O jornalismo panfletário de Helio Fernandes é fora-de-moda. Completa, absoluta e absurdamente fora-de-moda. Como é fora-de-moda o código moral, o código da polidez, o código da franqueza. Todos substituídos por uma cultura de aparência, frases repetitivas, paradigmas estúpidos, um jogo de cena de “clones” enfatuados e narcísicos que fingem plenitude, no lugar da dignidade.

Conta a lenda que o maior escritor moderno, Jorge Luiz Borges guardava como de estimação uma pedra que a malta peronista jogou contra seu apartamento, e mostrava aos visitantes: prêmio que os peronistas reservam aos escritores.

Aliás, Borges contou-me a história quando veio a São Paulo receber um prêmio literário (minha mãe, a poeta Fanny dedicou-lhe seu livro “Meu caminho sem fim”).
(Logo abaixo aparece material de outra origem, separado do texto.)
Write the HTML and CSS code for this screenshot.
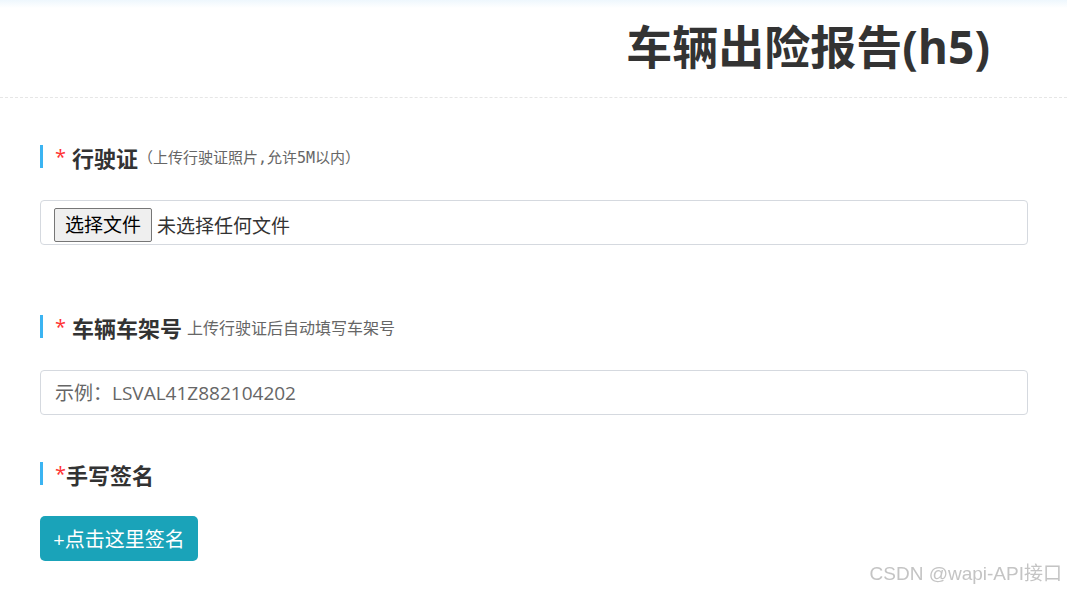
FILE: index.html
```html
<!DOCTYPE html>
<html lang="zh-CN">
<head>
    <meta charset="UTF-8">
    <meta name="viewport" content="width=device-width, initial-scale=1.0">
    <title>车辆出险报告</title>
    <link rel="stylesheet" href="styles.css">
</head>
<body>
    <div class="topbar"></div>
    <header class="header">
        <h1 class="title">车辆出险报告(h5)</h1>
    </header>

    <form class="form">
        <div class="field first">
            <div class="label">
                <span class="req">*</span>
                <b>行驶证</b>
                <span class="hint mono">（上传行驶证照片,允许5M以内）</span>
            </div>
            <div class="input file-input">
                <span class="file-btn">选择文件</span>
                <span class="file-name">未选择任何文件</span>
            </div>
        </div>

        <div class="field second">
            <div class="label">
                <span class="req">*</span>
                <b>车辆车架号</b>
                <span class="hint">上传行驶证后自动填写车架号</span>
            </div>
            <input class="input text-input" type="text" placeholder="示例：LSVAL41Z882104202">
        </div>

        <div class="field">
            <div class="label tight">
                <span class="req">*</span><b>手写签名</b>
            </div>
            <button type="button" class="sign-btn">+点击这里签名</button>
        </div>
    </form>

    <div class="watermark">CSDN @wapi-API接口</div>
</body>
</html>
```

FILE: styles.css
```css
body {
    margin: 0;
    font-family: "Open Sans", "Noto Sans CJK SC", sans-serif;
    color: #333;
    background: #fff;
    overflow: hidden;
}

.topbar {
    height: 8px;
    background: linear-gradient(#eef7fd, #fff);
}

.header {
    height: 89px;
    border-bottom: 1px dashed #e6e6e6;
    display: flex;
    justify-content: flex-end;
    padding-right: 77px;
}

.header .title {
    margin: 0;
    font-size: 46px;
    font-weight: bold;
    line-height: 76px;
    color: #333;
}

.form {
    padding: 47px 39px 0 40px;
}

.field.first {
    margin-bottom: 70px;
}
.field.second {
    margin-bottom: 47px;
}

.label {
    display: flex;
    align-items: center;
    height: 23px;
    border-left: 3px solid #3bb4f2;
    padding-left: 12px;
    margin-bottom: 32px;
}
.label.tight {
    margin-bottom: 31px;
}
.label b {
    font-size: 22px;
    margin-left: 6px;
}
.label.tight b {
    margin-left: 0;
}
.label .req {
    color: #f33;
    font-size: 20px;
    line-height: 23px;
}
.label .hint {
    font-size: 16px;
    color: #666;
    margin-left: 5px;
}
.label .hint.mono {
    font-family: "DejaVu Sans Mono", "Noto Sans CJK SC", monospace;
    font-size: 15px;
    margin-left: 0;
}

.input {
    box-sizing: border-box;
    width: 100%;
    height: 45px;
    border: 1px solid #d5d9df;
    border-radius: 4px;
    background: #fff;
}

.file-input {
    display: flex;
    align-items: center;
    padding-left: 13px;
    padding-top: 4px;
}
.file-btn {
    font-size: 19px;
    color: #000;
    background: #efefef;
    border: 1px solid #767676;
    border-radius: 2px;
    padding: 2px 10px;
    line-height: 28px;
}
.file-name {
    font-size: 19px;
    color: #333;
    margin-left: 5px;
}

.text-input {
    padding: 0 14px;
    font-size: 19px;
    font-family: "Open Sans", "Noto Sans CJK SC", sans-serif;
    color: #333;
    outline: none;
}
.text-input::placeholder {
    color: #666;
}

.sign-btn {
    width: 158px;
    height: 45px;
    border: none;
    border-radius: 5px;
    background: #1aa3b9;
    color: #fff;
    font-size: 20px;
    font-family: "Open Sans", "Noto Sans CJK SC", sans-serif;
    padding: 0;
}

.watermark {
    position: fixed;
    right: 5px;
    bottom: 6px;
    font-family: "Liberation Sans", "Noto Sans CJK SC", sans-serif;
    font-size: 19px;
    color: #c4c4c4;
}
```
Os nossos escribas morreram de inveja quando relatei algo sobre isso, numa crônica no “Estadão”.

Presumo que Helio Fernandes poderia montar uma pedreira em seu gabinete. Mas, peço que acima dela, ou encima dela, coloque uma flor de gratidão. Obrigado Helio Fernandes, em nome da história que, finalmente, será escrita, não pelos vencedores, mas pela altaneira.

“Last, but not least”, um chamado  às Universidades. Quem dará o primeiro “honoris-causa” a Helio Fernandes e quero participar da banca de defesa de tese de doutoramento em jornalismo sobre  —“A fala e o silêncio na mídia brasileira. Helio Fernandes, o escândalo”.

Que deveria ser defendida por um erudito e humanista. Está lançado o desafio.